What does this all mean?

At a deep level, China is experiencing a backlash against many of the economic, ideological and political winners of the reform era. The last three decades saw the world's most rapid accumulation of economic wealth fuse with an unreformed authoritarian political system. The result: a generation of well-heeled “red capitalists,” furiously texting on their iPhones as chauffeur-driven Audis sped their children past migrant shantytowns to English cram schools in preparation for studies overseas.

Such things might have seemed the very epitome of success to an earlier generation of Chinese leaders ruling over a country just emerging from crushing poverty and Maoist isolation. But they look very different now. To a new leader worried about maintaining one-party rule in a nation with a history of revolution, and where just 1% of the population controls one-third of the wealth, this is not just an image problem. It is a latent threat to the stability of his regime.

In Xi's eyes, the legacy of the reform era poses other challenges too. Entrenched political and economic interests built up since the 1990s hamper his efforts to solidify personal control over the apparatus of governance. Decades of dependence on foreign software expose China to cyber threats from abroad. Cultural imports — Hollywood films or “The Big Bang Theory” — challenge his dream of nationalist revival.

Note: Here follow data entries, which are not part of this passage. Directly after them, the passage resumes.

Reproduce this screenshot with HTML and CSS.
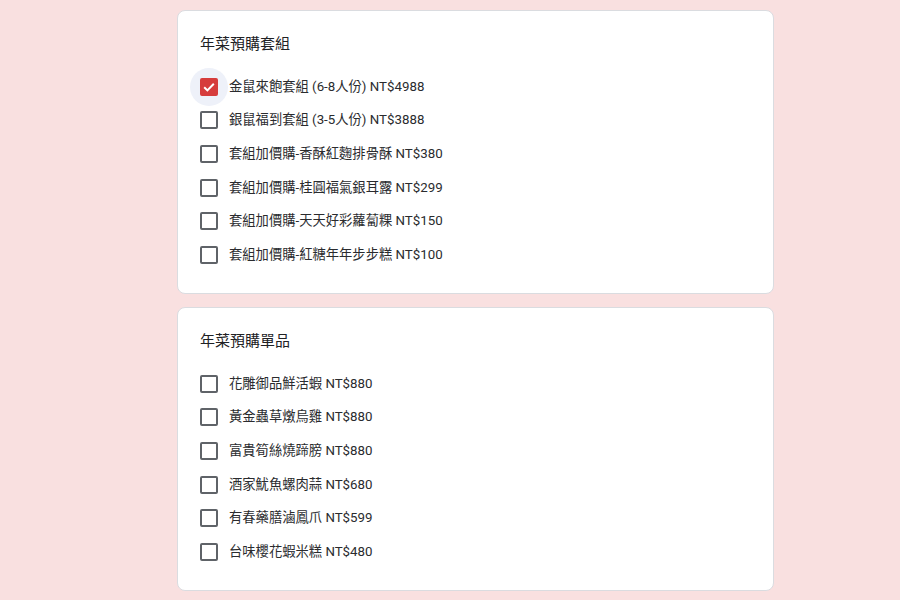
FILE: index.html
```html
<!DOCTYPE html>
<html lang="zh-Hant">
<head>
  <meta charset="UTF-8" />
  <meta name="viewport" content="width=device-width, initial-scale=1.0" />
  <title>年菜預購</title>
  <link rel="stylesheet" href="styles.css">
</head>
<body>
  <div class="form">
    <!-- 套組 -->
    <div class="card">
      <div class="card-title">年菜預購套組</div>
      <div class="options">
        <label class="option">
          <span class="box checked">
            <svg viewBox="0 0 18 18" width="18" height="18"><path d="M4.2 9.2l3.2 3.2 6.4-6.6" fill="none" stroke="#fff" stroke-width="2"/></svg>
          </span>
          <span class="label">金鼠來飽套組 (6-8人份) NT$4988</span>
        </label>
        <label class="option"><span class="box"></span><span class="label">銀鼠福到套組 (3-5人份) NT$3888</span></label>
        <label class="option"><span class="box"></span><span class="label">套組加價購-香酥紅麴排骨酥 NT$380</span></label>
        <label class="option"><span class="box"></span><span class="label">套組加價購-桂圓福氣銀耳露 NT$299</span></label>
        <label class="option"><span class="box"></span><span class="label">套組加價購-天天好彩蘿蔔粿 NT$150</span></label>
        <label class="option"><span class="box"></span><span class="label">套組加價購-紅糖年年步步糕 NT$100</span></label>
      </div>
    </div>

    <!-- 單品 -->
    <div class="card">
      <div class="card-title">年菜預購單品</div>
      <div class="options">
        <label class="option"><span class="box"></span><span class="label">花雕御品鮮活蝦 NT$880</span></label>
        <label class="option"><span class="box"></span><span class="label">黃金蟲草燉烏雞 NT$880</span></label>
        <label class="option"><span class="box"></span><span class="label">富貴筍絲燒蹄膀 NT$880</span></label>
        <label class="option"><span class="box"></span><span class="label">酒家魷魚螺肉蒜 NT$680</span></label>
        <label class="option"><span class="box"></span><span class="label">有春藥膳滷鳳爪 NT$599</span></label>
        <label class="option"><span class="box"></span><span class="label">台味櫻花蝦米糕 NT$480</span></label>
      </div>
    </div>
  </div>
</body>
</html>
```

FILE: styles.css
```css
* {
  margin: 0;
  padding: 0;
  box-sizing: border-box;
}

body {
  background: #f9e0e0;
  font-family: Roboto, "Noto Sans CJK TC", sans-serif;
  color: #202124;
  overflow: hidden;
}

.form {
  width: 597px;
  margin-left: 177px;
  padding-top: 10px;
  display: flex;
  flex-direction: column;
  gap: 13px;
}

.card {
  background: #fff;
  border: 1px solid #dadce0;
  border-radius: 8px;
  height: 284px;
  padding: 23px 22px 0;
}

.card-title {
  font-size: 15px;
  line-height: 20px;
}

.options {
  margin-top: 16px;
  display: flex;
  flex-direction: column;
}

.option {
  position: relative;
  isolation: isolate;
  height: 33.6px;
  display: flex;
  align-items: center;
  gap: 11px;
  font-size: 13.3px;
  color: #2a2b2e;
  cursor: pointer;
}

.box {
  position: relative;
  width: 18px;
  height: 18px;
  flex: none;
  border: 2px solid #5f6368;
  border-radius: 2px;
}

.box.checked {
  background: #d63c3c;
  border-color: #d63c3c;
}

/* focus ripple around the checked box */
.box.checked::before {
  content: "";
  position: absolute;
  left: -12px;
  top: -12px;
  width: 38px;
  height: 38px;
  border-radius: 50%;
  background: #eef1f9;
  z-index: -1;
}

.box.checked svg {
  position: absolute;
  left: -2px;
  top: -2px;
}

.label {
  line-height: 20px;
}
```
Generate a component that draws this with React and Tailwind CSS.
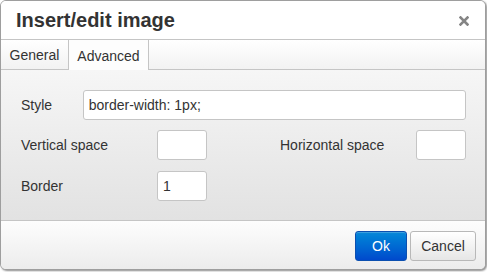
import React from 'react';

const font = { fontFamily: '"Liberation Sans", Arial, sans-serif' };

const Field = ({ value = '', className = '' }) => (
  <input
    readOnly
    value={value}
    className={`h-[30px] rounded-[3px] border border-[#c5c5c5] bg-white px-[5px] text-[14px] text-[#333] outline-none ${className}`}
  />
);

const App = () => {
  return (
    <div className="w-[487px] h-[272px] bg-white" style={font}>
      <div className="flex h-[270px] w-[486px] flex-col overflow-hidden rounded-[6px] border border-[#9e9e9e] bg-white shadow-[1px_1px_2px_rgba(0,0,0,0.45)]">
        {/* header */}
        <div className="flex h-[39px] shrink-0 items-center justify-between border-b border-[#c5c5c5] bg-white pl-[15px] pr-[16px]">
          <h1 className="text-[20px] font-bold leading-none text-[#333]">Insert/edit image</h1>
          <svg width="10" height="10" viewBox="0 0 10 10" className="mt-[1px]">
            <path d="M1.5 1.5 L8.5 8.5 M8.5 1.5 L1.5 8.5" stroke="#858585" strokeWidth="2.6" strokeLinecap="square" />
          </svg>
        </div>

        {/* tabs */}
        <div className="flex h-[30px] shrink-0 border-b border-[#c5c5c5] bg-gradient-to-b from-white to-[#f2f2f2]">
          <div className="flex w-[68px] items-center justify-center border-r border-[#c5c5c5] pt-[2px] text-[14px] text-[#333]">
            General
          </div>
          <div className="-mb-px flex w-[80px] items-center justify-center border-r border-[#c5c5c5] bg-[#fdfdfd] pt-[2px] text-[14px] text-[#333]">
            Advanced
          </div>
        </div>

        {/* body */}
        <div className="flex h-[150px] shrink-0 flex-col bg-gradient-to-b from-[#f6f6f6] to-[#e2e2e2] pl-[20px] pr-[19px] pt-[20px]">
          <div className="flex items-center">
            <span className="w-[62px] text-[14px] text-[#333]">Style</span>
            <Field value="border-width: 1px;" className="w-[385px]" />
          </div>
          <div className="mt-[10px] flex items-center">
            <span className="w-[136px] text-[14px] text-[#333]">Vertical space</span>
            <Field className="w-[50px]" />
            <span className="ml-[73px] w-[136px] text-[14px] text-[#333]">Horizontal space</span>
            <Field className="w-[50px]" />
          </div>
          <div className="mt-[11px] flex items-center">
            <span className="w-[136px] text-[14px] text-[#333]">Border</span>
            <Field value="1" className="h-[29px] w-[50px]" />
          </div>
        </div>

        {/* footer */}
        <div className="flex flex-1 items-start justify-end gap-[3px] border-t border-[#c5c5c5] bg-gradient-to-b from-[#fdfdfd] to-[#ececec] pr-[9px] pt-[10px]">
          <button className="h-[30px] w-[52px] rounded-[3px] border border-[#0b4fb0] bg-gradient-to-b from-[#0a88d8] to-[#0049cc] text-[14px] text-white shadow-[inset_0_1px_0_rgba(255,255,255,0.2)]">
            Ok
          </button>
          <button className="h-[30px] w-[66px] rounded-[3px] border border-[#b8b8b8] bg-gradient-to-b from-white to-[#e6e6e6] text-[14px] text-[#333]">
            Cancel
          </button>
        </div>
      </div>
    </div>
  );
};

export default App;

This is precisely why these are all under attack. And it resonates with ordinary citizens, particularly those who feel they missed out on China's go-go years. For them, the sight of cadres who once sped past them in limos being humbled by Xi's disciplinary teams is no small source of pleasure. Unsurprisingly, Xi's popularity has soared.

Nor are these policies necessarily wrong. Corruption must be contained. And if party authorities actually follow through with plans to increase the number of college spots for poor students (presumably at the expense of the urban elite), that would represent a real step toward redressing the education inequality gap that has grown since the reform period.

However, tackling the problems facing China today requires addressing the core political factors behind them. Excessive, unchecked power in the hands of a few has fueled the viral growth of a long list of social and economic problems. Indeed, Xi himself has flagged the need to restrict power in a “cage of regulations.”

But in the years since 1989, party leaders have systematically stymied the gradual evolution of positive local experiments with the kinds of institutions — an independent judiciary, meaningful legislatures, bottom-up electoral participation — that might help seriously curtail these problems.

Instead, Chinese leaders are falling back on what they know. And what they know are tactics drawn from the 1950s and '60s — ones being used now: party rectification movements, politicized anticorruption purges, televised self-confessions by social media celebrities, foreign corporate investigators and alleged terrorists.

And this is dangerous, because it risks taking China backward. And not to the Deng era, but to far more unstable ones that preceded him.

Carl Minzner is a professor at Fordham Law School, specializing in Chinese law and politics.